Fear becomes your roommate
You may not have known it, but when you decided to take the leap, you also gave the keys to your new roommate. Get ready for Fear to just move right on in. Fear is the shittiest roommate by the way. Shows up to give you “feedback” on things you feel good about (and especially on things you feel self-conscious about). Invites their friends Shame and Guilt over way too much, and those assholes ask you how your business is going all the time!
But then one day, they start growing on you. You’ll realize they are good at identifying great ideas. They just tell you not to do them, and those are the ones you start putting all your energy into. You begin to get comfortable having them around. And then a magical day will happen, when you’ll walk in the door and they’ll all be playing Mario Party on your couch and instead of freezing up, you say “oh hey, what’s up”, grab your La Croix and go to your room to tackle your next whatever.
All your ish floats to the top
Great news! Do you have some unresolved confidence, self-image, or worthiness issues? You’ll be dealing with all those things and more exactly… RIGHT NOW. Because all your shit is about to come out. Save yourself some time and just order all the Brene Brown books, pre-schedule therapy for a year, hire a business coach, and join a wine club. I’m being serious. As much fun as seeing the results of a year of growth is, it doesn’t feel so great every moment.
The Oxford dictionary’s definition of growth is “The process of increasing in size”. It might be invisible, but you are in the process of increasing yourself. There is only one time we as humans expect people to focus on nothing but increasing in size. And it’s when we are infants. They do nothing, we expect them only to grow, develop, and get stronger. So, not only are you doing that, but you are trying to run a business, get enough sleep, water, and exercise, stay showered, wear clean clothes, go to networking events, go to the thing, be the person, have the idea…I’m tired just writing that.
Oh? And baby-preneur, if you were thinking of going to B-school at the same exact time as all this – while it’s possible, I can’t say I’d give it exactly 5 stars - you feel me?
So, with all that, is it surprising that your ish floats to the top? For the first time in a long time you will be so raw and tired that the masks fall away and it’s like breathing in ocean air with your eyes closed and when you open them, you hear yourself say “Here I am. Finally.”
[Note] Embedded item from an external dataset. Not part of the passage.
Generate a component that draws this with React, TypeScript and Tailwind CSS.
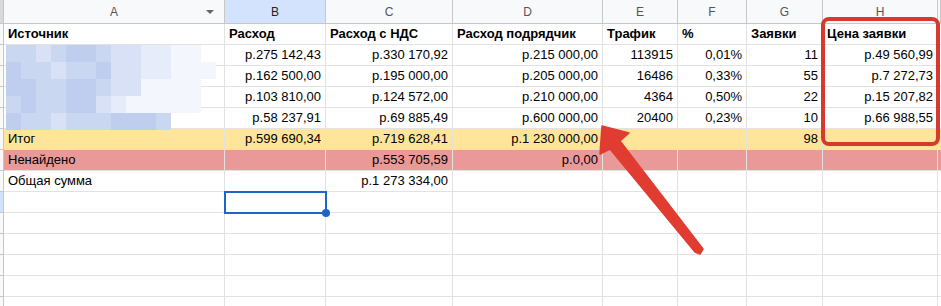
import React from "react";

const wcls = ["w-[4px]", "w-[221px]", "w-[101px]", "w-[127px]", "w-[150px]", "w-[75px]", "w-[69px]", "w-[76px]", "w-[115px]", "w-[3px]"];

type Row = { cells: (string | null)[]; bg?: string; bold?: boolean; sel?: boolean };

const rows: Row[] = [
  { cells: ["Источник", "Расход", "Расход с НДС", "Расход подрядчик", "Трафик", "%", "Заявки", "Цена заявки"], bold: true },
  { cells: ["", "р.275 142,43", "р.330 170,92", "р.215 000,00", "113915", "0,01%", "11", "р.49 560,99"] },
  { cells: ["", "р.162 500,00", "р.195 000,00", "р.205 000,00", "16486", "0,33%", "55", "р.7 272,73"] },
  { cells: ["", "р.103 810,00", "р.124 572,00", "р.210 000,00", "4364", "0,50%", "22", "р.15 207,82"] },
  { cells: ["", "р.58 237,91", "р.69 885,49", "р.600 000,00", "20400", "0,23%", "10", "р.66 988,55"] },
  { cells: ["Итог", "р.599 690,34", "р.719 628,41", "р.1 230 000,00", "", "", "98", ""], bg: "bg-[#ffe599]" },
  { cells: ["Ненайдено", "", "р.553 705,59", "р.0,00", "", "", "", ""], bg: "bg-[#ea9999]" },
  { cells: ["Общая сумма", "", "р.1 273 334,00", "", "", "", "", ""] },
  { cells: ["", "", "", "", "", "", "", ""], sel: true },
  { cells: ["", "", "", "", "", "", "", ""] },
  { cells: ["", "", "", "", "", "", "", ""] },
  { cells: ["", "", "", "", "", "", "", ""] },
  { cells: ["", "", "", "", "", "", "", ""] },
  { cells: ["", "", "", "", "", "", "", ""] },
];

const shades: Record<string, string> = {
  a: "bg-[#bfcdee]",
  b: "bg-[#cad7f1]",
  c: "bg-[#d8e1f6]",
  d: "bg-[#e6ecf9]",
  e: "bg-[#f3f6fc]",
  ".": "bg-transparent",
};

const blur = [
  "bbcbaabccddee.",
  "abbcbbaccddeee",
  "aabbaabcceeee.",
  "babbaacdeeeee.",
  "abbcbbbaaab...",
];

function ColHeader() {
  const letters = ["", "A", "B", "C", "D", "E", "F", "G", "H", ""];
  return (
    <div className="flex h-[24px]">
      {letters.map((l, i) => (
        <div
          key={i}
          className={`${wcls[i]} shrink-0 h-full border-r border-b border-[#c7c7c7] flex items-center justify-center relative text-[12px] ${
            i === 0 ? "bg-[#d9d9d9]" : i === 2 ? "bg-[#d3e3fd] text-[#1f1f1f]" : "bg-[#f8f9fa] text-[#555]"
          }`}
        >
          {l}
          {i === 1 && (
            <span className="absolute right-[10px] top-[10px] w-0 h-0 border-l-[4px] border-r-[4px] border-t-[4px] border-l-transparent border-r-transparent border-t-[#666]" />
          )}
        </div>
      ))}
    </div>
  );
}

export default function App() {
  return (
    <div
      className="relative w-[941px] h-[306px] overflow-hidden bg-white text-black"
      style={{ fontFamily: '"Liberation Sans", Arial, sans-serif' }}
    >
      <ColHeader />
      {rows.map((r, ri) => (
        <div key={ri} className={`flex h-[21px] ${r.bg ?? ""}`}>
          <div className={`w-[4px] shrink-0 h-full border-r border-b border-[#c7c7c7] ${r.sel ? "bg-[#d3e3fd]" : "bg-[#f8f9fa]"}`} />
          {r.cells.map((c, ci) => (
            <div
              key={ci}
              className={`${wcls[ci + 1]} shrink-0 h-full border-r border-b border-[#e2e2e2] flex items-center px-[4px] whitespace-nowrap overflow-hidden text-[13px] ${
                ci === 0 || r.bold ? "justify-start" : "justify-end"
              } ${r.bold ? "font-bold" : ""}`}
            >
              {c}
            </div>
          ))}
          <div className="w-[3px] shrink-0 h-full border-b border-[#e2e2e2]" />
        </div>
      ))}

      {/* pixelated blur over source names */}
      <div className="absolute left-[6px] top-[45px] flex flex-col">
        {blur.map((row, i) => (
          <div key={i} className="flex h-[17px]">
            {row.split("").map((ch, j) => (
              <div key={j} className={`w-[15px] h-full ${shades[ch]}`} />
            ))}
          </div>
        ))}
      </div>

      {/* selected cell */}
      <div className="absolute left-[224px] top-[191px] w-[103px] h-[23px] border-2 border-[#1a66c9]" />
      <div className="absolute left-[322px] top-[209px] w-[8px] h-[8px] rounded-full bg-[#1a66c9]" />

      {/* red highlight box */}
      <div className="absolute left-[821px] top-[17px] w-[119px] h-[129px] border-[4px] border-[#d8392f] rounded-[8px]" />

      {/* arrow */}
      <svg className="absolute left-0 top-0" width="941" height="306" viewBox="0 0 941 306">
        <polygon
          points="602,126 629,133 620,141 703,249 700,254 695,252 610,149 600,154"
          fill="#e03c31"
          stroke="#e03c31"
          strokeWidth="1.5"
          strokeLinejoin="round"
        />
      </svg>
    </div>
  );
}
And it feels really fucking great.
Enthusiasm doesn’t equal invoice paid.
Oh, this one is short I promise. I really wish I would have known that excitement and coffee dates and enthusiasm doesn’t equal bookings. Or that bookings don’t always equal payment. And some friends may just root for you, but other friends will get in the arena with you -- and both are okay.
RSVP for yourself
“Sometimes the bravest and most important thing you can do is just show up”. My girl Brene said that and it’s written on my white board as I type this. It couldn’t be more of a cliché and yet, couldn’t be truer.
Some days you’ll stay in bed. Some days you’ll jump out of it. And some mornings will drag until you’ve had your morning cup of productivity juice. And once you move from knowing your business was a good idea to believing in it – that’s when you’ll be able to say you are a founder without it sounding like a question. That’s when spell check will stop reminding you how to spell entrepreneur (okay, I still struggle with that one).
And if you need to hear it, even if it’s just from the voice inside your head reading this: I believe in you and your business. You are capable and worthy of doing this. You have everything you need to succeed. You made a great choice. You got this. Everything’s okay. You’re a badass.
P.s – Make entrepreneur friends ASAP and schedule time to hang with them. Ideally on your "day four".